Tuesday, January 26, 2016

Hector - Sunday 31st January 5:00 PM

This Sunday we turn to the naturalistic, British drama scene with Hector, after the heavy Hard To Be A God and the laughter of A Night at the Opera last week. The great Peter Mullan is cast perfectly as Hector, a long-term itinerant who is happy with his lot wandering from town to town on the roads of Britain. As Mark Kermode says in the Observer "the spirit of Ken Loach hangs over this surprisingly warm and rewardingly aware tale of homelessness at Christmas".

Jake Gavin concentrates on showing Hector's life is normal, if only to him, and that he is a real person not the invisible beggar we so easily ignore. As he wanders between service stations waiting for lifts, we begin to understand what brought him on to the roads in the first place.




Sunday, January 24, 2016

Tuesday Classic: A Night At The Opera - Tuesday 26th 5pm

The classics proved popular last season so we are going to carry on. The theme this season is 'as chosen by members': all three were requested by you!

We kick off with this Marx Brothers classic from 1935. With all their usual mixture of anarchy and slick timing, this time they are organising the New York Opera as they try to get two friends hired at the expense of real talent.




Next month we'll be showing Brief Encounter and in March, Some Like It Hot.

Monday, January 18, 2016

Hard To Be A God - Sunday 24th January 4:30pm

Our film on Sunday, Hard to be a God – at 4.30pm, almost defies description. You can tell how difficult it is when the reviewers clutch at comparators to try and give a flavour of what you are going to see.  Breughel, Bosch, Kafka and Monty Python and the Holy Grail all featured, although the latter comparison had nothing to do with humour.

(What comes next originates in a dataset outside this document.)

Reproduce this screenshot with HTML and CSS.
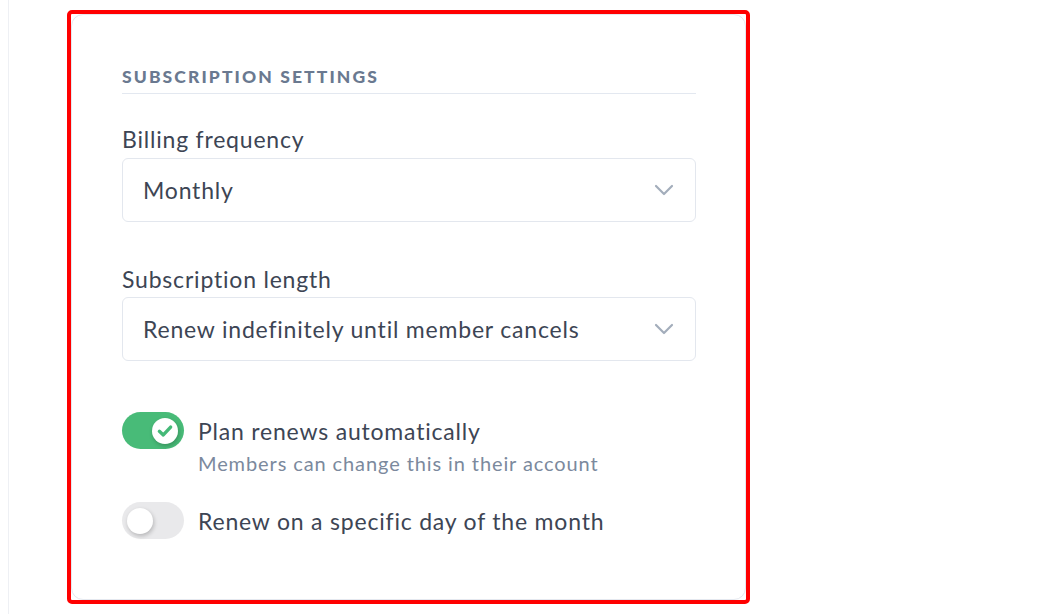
FILE: index.html
```html
<!DOCTYPE html>
<html lang="en">
<head>
<meta charset="utf-8">
<title>Subscription settings</title>
<link rel="stylesheet" href="styles.css">
</head>
<body>
<div class="page">
  <div class="frame">
    <section class="card">
      <h2 class="heading">SUBSCRIPTION SETTINGS</h2>

      <div class="field">
        <label class="label">Billing frequency</label>
        <div class="select">
          <span class="select-value">Monthly</span>
          <svg class="chevron" width="20" height="12" viewBox="0 0 20 12"><polyline points="2,2 10,10 18,2" fill="none" stroke="#a3adbb" stroke-width="2.2" stroke-linecap="round" stroke-linejoin="round"/></svg>
        </div>
      </div>

      <div class="field field-second">
        <label class="label">Subscription length</label>
        <div class="select">
          <span class="select-value">Renew indefinitely until member cancels</span>
          <svg class="chevron" width="20" height="12" viewBox="0 0 20 12"><polyline points="2,2 10,10 18,2" fill="none" stroke="#a3adbb" stroke-width="2.2" stroke-linecap="round" stroke-linejoin="round"/></svg>
        </div>
      </div>

      <div class="toggle-row toggle-row-first">
        <span class="toggle on">
          <span class="knob">
            <svg width="18" height="18" viewBox="0 0 16 16"><polyline points="3,8.3 6.5,11.5 13,4.5" fill="none" stroke="#45b978" stroke-width="3" stroke-linecap="round" stroke-linejoin="round"/></svg>
          </span>
        </span>
        <div class="toggle-text">
          <div class="toggle-title">Plan renews automatically</div>
          <div class="toggle-sub">Members can change this in their account</div>
        </div>
      </div>

      <div class="toggle-row toggle-row-second">
        <span class="toggle off"><span class="knob"></span></span>
        <div class="toggle-text">
          <div class="toggle-title">Renew on a specific day of the month</div>
        </div>
      </div>
    </section>
  </div>
</div>
</body>
</html>
```

FILE: styles.css
```css
html, body {
  margin: 0;
  padding: 0;
  background: #ffffff;
}

body {
  font-family: Lato, "Open Sans", "Liberation Sans", sans-serif;
  color: #3d4554;
}

.page {
  margin-left: 8px;
  border-left: 1px solid #eef0f4;
  min-height: 614px;
  box-sizing: border-box;
  padding: 10px 0 0 58px;
}

.frame {
  width: 683px;
  height: 594px;
  box-sizing: border-box;
  border: 4px solid #ff0000;
  border-radius: 5px;
}

.card {
  box-sizing: border-box;
  height: 100%;
  border: 1px solid #e4e8ef;
  border-radius: 12px;
  padding: 52px 49px 0 50px;
}

.heading {
  margin: 0;
  font-size: 17.5px;
  line-height: 20px;
  font-weight: 900;
  letter-spacing: 2.1px;
  color: #6a7990;
  padding-bottom: 6px;
  border-bottom: 1px solid #e3e8f0;
}

.field {
  margin-top: 31px;
}

.field-second {
  margin-top: 43px;
}

.label {
  display: block;
  font-size: 23px;
  line-height: 28px;
  letter-spacing: 0.8px;
  color: #3d4554;
  margin-bottom: 5px;
}

.field-second .label {
  margin-bottom: 4px;
}

.select {
  box-sizing: border-box;
  height: 64px;
  border: 1px solid #e3e7ee;
  border-radius: 6px;
  display: flex;
  align-items: center;
  justify-content: space-between;
  padding: 0 21px 0 20px;
}

.select-value {
  font-size: 23px;
  letter-spacing: 0.8px;
  color: #3d4554;
}

.chevron {
  display: block;
}

.toggle-row {
  display: flex;
  align-items: flex-start;
  gap: 14px;
}

.toggle-row-first {
  margin-top: 51px;
}

.toggle-row-second {
  margin-top: 27px;
}

.toggle {
  flex: none;
  width: 62px;
  height: 37px;
  border-radius: 19px;
  display: flex;
  align-items: center;
  box-sizing: border-box;
  padding: 0 6px;
}

.toggle.on {
  background: #48bb78;
  justify-content: flex-end;
}

.toggle.off {
  background: #e9e9eb;
  justify-content: flex-start;
  padding: 0 5px;
}

.knob {
  width: 26px;
  height: 26px;
  border-radius: 50%;
  background: #ffffff;
  box-shadow: 1px 2px 4px rgba(0, 0, 0, 0.22);
  display: flex;
  align-items: center;
  justify-content: center;
}

.toggle-text {
  padding-top: 5px;
}

.toggle-title {
  font-size: 23px;
  line-height: 28px;
  letter-spacing: 0.8px;
  color: #3d4554;
}

.toggle-sub {
  font-size: 20px;
  line-height: 24px;
  letter-spacing: 0.9px;
  margin-top: 6px;
  color: #7b899d;
}
```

All agreed that this is a true cinematic experience – a world perpetually locked in the Middle Ages:  "a world beset with tyranny and factional wars between groups called 'Blacks' and 'Greys'. In the midst of this, what looks like an imperious baronial chieftain called Don Rumata, played by Leonid Yarmolnik, walks with relative impunity: this sovereignty is based on his claim to be descended from a god." – Peter Bradshaw

Roger Ebert seems to agree:

"not only an unforgettable individual masterpiece but probably one of the capital-G Great Films. You’ll need a strong stomach and another kind of endurance to sit through it, as it’s nearly three hours long and is more than a little oblique in its approach to narrative ...... but once it is over you know you’ve really had an experience. An experience very different from watching an average or even a very good conventional film."

Tuesday, January 12, 2016

Marshland - Sunday 17th January 5:00 PM

Our film this week is Marshland,  a Spanish film set in "the fabled wetlands region of Andalusia, home to a series of barren, yet forbiddingly beautiful landscapes quite unlike any other" (Herald Sun).

The story unfolds in 1980 as the country still faces the consequences of change after the death of Franco a few years earlier and the restoration of democracy. We follow two, newly-partnered plainclothes cops as they investigate the disappearance of two teenage sisters.

Australia's Herald Sun ranked the film as one of the best films of 2015, commenting upon the partnership between the two cops as ‘utterly mesmerising’ and the cinematography as ‘sublime’.

If the Aussies aren't your preferred arbiter of a good movie, then how about this from Empire?

"A gripping police procedural thriller from writer-director Alberto Rodríguez with understated character (and political) depth as Spain’s fascist past looms over all the characters. Rodríguez punctuates the film with stunning overhead landscape shots, delivers a burst of action in a nighttime car chase on marsh causeways and pays off with haunting ambiguity."



Monday, January 04, 2016

La Famille Bélier - Sunday 10th January 5pm

Our Spring (don’t you like the sound of that – Spring!) season kicks off in traditional style with La Famille Bélier a comedy from France that has won applause and approbation in equal measure. Applause for the film and its performances and approbation from the deaf community for using hearing actors to play the role of deaf characters – indeed some campaigners have boycotted the film altogether.

La Famille Bélier tells the story of a deaf-and-mute farming family with a 17-year-old daughter who can not only hear and speak but sing, beautifully. Paula Bélier's decision to leave home to become a professional singer is a sweet calamity for her parents. Their daughter is their mouth and ears. They want her to succeed but cannot comprehend her talent. (The Independent)

It is undoubtedly a feelgood movie that has been sold in 85 countries on the strength of the trailer alone. It has been ecstatically received (by most people) in France, inevitably drawing comparisons with Amélie, Intouchables and The Artist.